═════ Provided data

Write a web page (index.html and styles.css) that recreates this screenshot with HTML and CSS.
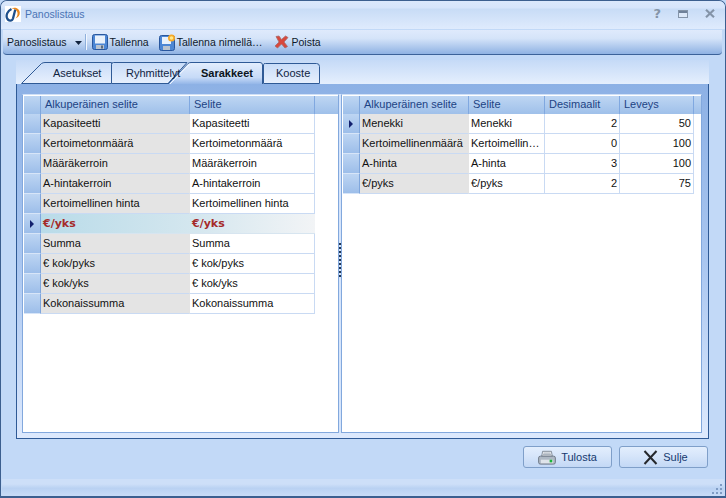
FILE: index.html
```html
<!DOCTYPE html>
<html lang="fi">
<head>
<meta charset="utf-8">
<title>Panoslistaus</title>
<link rel="stylesheet" href="styles.css">
</head>
<body>
<div class="window">
  <header class="titlebar">
    <svg class="logo" width="16" height="16" viewBox="0 0 16 16">
      <rect width="16" height="16" fill="#fff"/>
      <path d="M6.500 3C2.500 5 .8 9 2 12 3.500 15.500 7 15.500 8 12.500L10.300 3.500" fill="none" stroke="#1d4f8c" stroke-width="2.300"/>
      <path d="M6.500 2.500C10 .6 14.500 2.500 14.800 6.500 15 9.500 13 11.500 10.500 12.500 12.300 10.500 13 8 12.300 6 11.300 3.500 9 2.500 6.500 2.500Z" fill="#e8871e"/>
    </svg>
    <span class="title">Panoslistaus</span>
    <div class="winctl">
      <span class="help">?</span>
      <svg width="10" height="8" viewBox="0 0 10 8"><rect x=".5" y=".5" width="9" height="7" fill="#dce8f8" stroke="#8494a8"/><rect x="1" y="1" width="8" height="2" fill="#6f8199"/></svg>
      <svg width="10" height="9" viewBox="0 0 10 9"><path d="M1 .8L9 8.200M9 .8L1 8.200" stroke="#8494a8" stroke-width="2.200"/></svg>
    </div>
  </header>

  <nav class="toolbar">
    <span class="tool menu">Panoslistaus</span>
    <svg class="caret" width="7" height="4" viewBox="0 0 7 4"><path d="M0 0H7L3.500 4Z" fill="#10233f"/></svg>
    <span class="sep"></span>
    <span class="tool">
      <svg width="16" height="16" viewBox="0 0 16 16"><rect x=".5" y=".5" width="15" height="15" rx="2" fill="#4c86d4" stroke="#29579e"/><rect x="3" y="1.500" width="10" height="8" fill="#e9f1fb"/><rect x="4" y="11" width="8" height="4" fill="#b9c3cf"/><rect x="9" y="11.500" width="2" height="3" fill="#5b6b80"/></svg>
      Tallenna
    </span>
    <span class="tool save-as">
      <svg width="17" height="17" viewBox="0 0 17 17"><rect x=".5" y="1.500" width="15" height="15" rx="2" fill="#4c86d4" stroke="#29579e"/><rect x="3" y="3" width="9" height="7" fill="#e9f1fb"/><rect x="4" y="12" width="7" height="4" fill="#b9c3cf"/><circle cx="12.500" cy="4" r="3.500" fill="#f7a928"/><circle cx="12.500" cy="4" r="1.800" fill="#ffe98a"/></svg>
      Tallenna nimellä…
    </span>
    <span class="tool delete">
      <svg width="15" height="14" viewBox="0 0 15 14"><path d="M2 1.500L5 1 7.500 4.500 11.500 1 14 2.500 10 7 13.500 11.500 11 13 7.500 9 3.500 13 1 11 5 7Z" fill="#d8483c" stroke="#a86a6a" stroke-width=".8"/></svg>
      Poista
    </span>
  </nav>

  <main class="content">
    <div class="tabs">
      <svg class="tabshapes" width="304" height="24" viewBox="0 0 304 24">
        <defs>
          <linearGradient id="activetab" x1="0" y1="0" x2="0" y2="1">
            <stop offset="0" stop-color="#e4eefd"/>
            <stop offset=".7" stop-color="#c6daf7"/>
            <stop offset="1" stop-color="#94b6e8"/>
          </linearGradient>
          <linearGradient id="tabfill" x1="0" y1="0" x2="0" y2="1">
            <stop offset="0" stop-color="#c8dcf8"/>
            <stop offset="1" stop-color="#e8f0fd"/>
          </linearGradient>
        </defs>
        <path d="M5.500 23.500L25.500 3.500Q27 2.500 29 2.500H95.500V23.500Z" fill="url(#tabfill)" stroke="#2f5a96"/>
        <path d="M95.500 23.500V4.500Q95.500 2.500 97.500 2.500H171L152 23.500Z" fill="url(#tabfill)" stroke="#2f5a96"/>
        <path d="M152 24L172 3.500Q173 2.500 175 2.500H244Q246.500 2.500 246.500 5V24Z" fill="url(#activetab)"/>
        <path d="M152 24L172 3.500Q173 2.500 175 2.500H244Q246.500 2.500 246.500 5V24" fill="none" stroke="#2f5a96"/>
        <path d="M154 24L173.500 4" fill="none" stroke="#f2f7ff"/>
        <path d="M247.500 23.500V4.500Q247.500 3.500 249.500 3.500H300.500Q303.500 3.500 303.500 6.500V23.500Z" fill="url(#tabfill)" stroke="#2f5a96"/>
      </svg>
      <span class="tab">Asetukset</span>
      <span class="tab">Ryhmittelyt</span>
      <span class="tab active">Sarakkeet</span>
      <span class="tab">Kooste</span>
    </div>

    <section class="panel">
      <div class="grid left">
        <div class="row head"><i></i><b>Alkuperäinen selite</b><b>Selite</b></div>
        <div class="row"><i></i><span>Kapasiteetti</span><span>Kapasiteetti</span></div>
        <div class="row"><i></i><span>Kertoimetonmäärä</span><span>Kertoimetonmäärä</span></div>
        <div class="row"><i></i><span>Määräkerroin</span><span>Määräkerroin</span></div>
        <div class="row"><i></i><span>A-hintakerroin</span><span>A-hintakerroin</span></div>
        <div class="row"><i></i><span>Kertoimellinen hinta</span><span>Kertoimellinen hinta</span></div>
        <div class="row current"><i class="mark"></i><span>€/yks</span><span>€/yks</span></div>
        <div class="row"><i></i><span>Summa</span><span>Summa</span></div>
        <div class="row"><i></i><span>€ kok/pyks</span><span>€ kok/pyks</span></div>
        <div class="row"><i></i><span>€ kok/yks</span><span>€ kok/yks</span></div>
        <div class="row"><i></i><span>Kokonaissumma</span><span>Kokonaissumma</span></div>
      </div>
      <div class="splitter"><span class="dots"></span></div>
      <div class="grid right">
        <div class="row head"><i></i><b>Alkuperäinen selite</b><b>Selite</b><b>Desimaalit</b><b>Leveys</b></div>
        <div class="row"><i class="mark"></i><span>Menekki</span><span>Menekki</span><span class="num">2</span><span class="num">50</span></div>
        <div class="row"><i></i><span>Kertoimellinenmäärä</span><span class="cut">Kertoimellin…</span><span class="num">0</span><span class="num">100</span></div>
        <div class="row"><i></i><span>A-hinta</span><span>A-hinta</span><span class="num">3</span><span class="num">100</span></div>
        <div class="row"><i></i><span>€/pyks</span><span>€/pyks</span><span class="num">2</span><span class="num">75</span></div>
      </div>
    </section>

    <div class="actions">
      <button class="btn">
        <svg width="18" height="15" viewBox="0 0 20 17"><path d="M5 1.500H15L16 7H4Z" fill="#f4f5f7" stroke="#77828f"/><path d="M2.500 7H17.500Q19.500 7 19.500 9V14Q19.500 16 17.500 16H2.500Q.5 16 .5 14V9Q.5 7 2.500 7Z" fill="#aeb8c4" stroke="#66717e"/><rect x="3" y="11" width="14" height="4" fill="#dfe4ea"/><rect x="13" y="11" width="3" height="3" fill="#19b53a"/><path d="M6 3.500H14M5.500 5H14.500" stroke="#9aa4b0"/></svg>
        Tulosta
      </button>
      <button class="btn">
        <svg width="15" height="15" viewBox="0 0 15 15"><path d="M1.500 1L13.500 14M13.500 1L1.500 14" stroke="#26282c" stroke-width="2"/></svg>
        Sulje
      </button>
    </div>
  </main>

  <footer class="statusbar">
    <svg class="grip" width="11" height="11" viewBox="0 0 11 11"><path d="M8 0h2v2H8zM4 4h2v2H4zM8 4h2v2H8zM0 8h2v2H0zM4 8h2v2H4zM8 8h2v2H8z" fill="#7f9cc4"/></svg>
  </footer>
</div>
</body>
</html>
```

FILE: styles.css
```css
* { box-sizing: border-box; }

html, body {
  margin: 0;
  padding: 0;
  background: #c2d9f7;
}

body {
  font-family: "Liberation Sans", Arial, sans-serif;
  font-size: 11px;
  color: #111;
  overflow: hidden;
}

.window {
  width: 726px;
  height: 498px;
  display: flex;
  flex-direction: column;
  border: 1px solid #3c5f8f;
  border-bottom-width: 2px;
  border-radius: 7px 7px 0 0;
  background: #c2d9f7;
  overflow: hidden;
}

.titlebar {
  height: 28px;
  flex: none;
  display: flex;
  align-items: center;
  padding: 0 10px 3px 4px;
  background: linear-gradient(#dbe8fc 0, #d6e5fb 7px, #c8dcf6 8px, #dfebfd 100%);
}

.logo { margin-right: 4px; }

.title {
  font-size: 10.5px;
  color: #4a74b5;
}

.winctl {
  margin-left: auto;
  display: flex;
  align-items: center;
  gap: 17px;
}

.help {
  font: bold 13px "DejaVu Sans", sans-serif;
  color: #8494a8;
}

.toolbar {
  height: 25px;
  flex: none;
  margin: 1px 3px 0 2px;
  padding-left: 4px;
  display: flex;
  align-items: center;
  font-size: 10.5px;
  border-bottom: 1px solid #3b6299;
  border-radius: 0 0 4px 4px;
  background: linear-gradient(#dfeafc, #d5e4f9 35%, #8fb2e3);
}

.tool {
  display: flex;
  align-items: center;
  gap: 2px;
  color: #0f1a2b;
}

.caret { margin: 1px 0 0 8px; }

.sep {
  width: 1px;
  height: 16px;
  margin: 0 5px 0 4px;
  background: #f2f7ff;
  box-shadow: -1px 0 0 #8fb0dc;
}

.save-as { margin-left: 10px; gap: 1px; }
.delete { margin-left: 12px; gap: 2px; }

.content {
  flex: 1;
  display: flex;
  flex-direction: column;
  padding: 5px 16px 0 15px;
}

.tabs {
  position: relative;
  height: 24px;
  flex: none;
  display: grid;
  grid-template-columns: 37px 73px 75px 75px 1fr;
  align-items: center;
  background: linear-gradient(#c5daf7, #e5effd);
}

.tabshapes {
  position: absolute;
  left: 0;
  top: 0;
}

.tab {
  position: relative;
  padding-top: 2px;
  color: #10233f;
  white-space: nowrap;
}

.tab:first-of-type { grid-column: 2; }
.tab.active { font-weight: 700; color: #0b1420; }

.panel {
  height: 356px;
  flex: none;
  display: flex;
  margin-top: -1px;
  padding: 10px 6px 5px 5px;
  border: 1px solid #2f5a96;
  background: linear-gradient(#8db1e5 0, #a9c6f0 50%, #dde9fd 100%);
}

.grid {
  border: 1px solid #82a8dd;
  border-top-color: #cfe0f7;
  padding: 1px 0 0 1px;
  background: #fff;
  flex: none;
}

.grid.left { width: 317px; }
.grid.right { width: 361px; }

.left .row { grid-template-columns: 17px 149px 125px; }
.right .row { grid-template-columns: 17px 109px 76px 75px 74px; }

.row {
  display: grid;
  height: 20px;
  align-items: stretch;
}

.row > span, .row > b {
  display: flex;
  align-items: center;
  padding: 0 2px 1px;
  white-space: nowrap;
  overflow: hidden;
  border-right: 1px solid #c9daf3;
  border-bottom: 1px solid #c9daf3;
  background: #fff;
}

.row > span:nth-child(2) { background: #e4e4e4; border-right-color: #e4e4e4; }

.row > i {
  display: flex;
  align-items: center;
  justify-content: center;
  border-right: 1px solid #7fa6dc;
  border-bottom: 1px solid #d7e5f8;
  background: linear-gradient(#bdd5f3, #9dbee9);
}

.row > i.mark::after {
  content: "";
  border-left: 4px solid #12206e;
  border-top: 4px solid transparent;
  border-bottom: 4px solid transparent;
}

.row.head { height: 18px; background: linear-gradient(#bed6f3, #9fc0ea); grid-template-columns: 17px 149px 125px 24px; }
.right .row.head { grid-template-columns: 17px 109px 76px 75px 74px 9px; }

.row.head > b {
  font-weight: 400;
  padding-left: 4px;
  padding-bottom: 2px;
  color: #1d4384;
  background: transparent;
  border-right: 1px solid #80a8e0;
  border-bottom: none;
}

.row.head > i { border-bottom: none; background: transparent; }

.row.current > span {
  font-family: "DejaVu Sans", sans-serif;
  font-weight: 700;
  color: #a52a2a;
  background: transparent;
  border-right: none;
  border-bottom-color: #d7e5f0;
}

.row.current {
  width: 291px;
  background: linear-gradient(90deg, #b6dae8, #d5e7ef 60%, #f2f4f6);
}

.num { justify-content: flex-end; }

.splitter {
  width: 2px;
  flex: none;
  display: flex;
  align-items: center;
  background: #d5e4fb;
}

.dots {
  width: 2px;
  height: 34px;
  margin-top: -8px;
  background: repeating-linear-gradient(#1d3556 0 2px, transparent 2px 4px);
}

.actions {
  flex: none;
  display: flex;
  justify-content: flex-end;
  gap: 7px;
  padding: 7px 1px 0 0;
}

.btn {
  width: 89px;
  height: 22px;
  display: flex;
  align-items: center;
  justify-content: center;
  gap: 5px;
  padding: 0;
  font: inherit;
  color: #15396f;
  border: 1px solid #7f9fc9;
  border-radius: 3px;
  background: linear-gradient(#e3eefd, #d6e5fa 45%, #c3d8f5);
}

.btn + .btn { padding-left: 4px; }

.statusbar {
  height: 17px;
  flex: none;
  margin: auto 1px 0;
  padding-right: 1px;
  display: flex;
  justify-content: flex-end;
  align-items: flex-end;
  background: linear-gradient(#cddff8, #cddff8 30%, #b9d1f2 55%, #c9dcf7);
}

.grip { margin-bottom: 1px; }
```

══════════

Give only the count of lines in the data that include the string "styles".

Solution to this exercise
3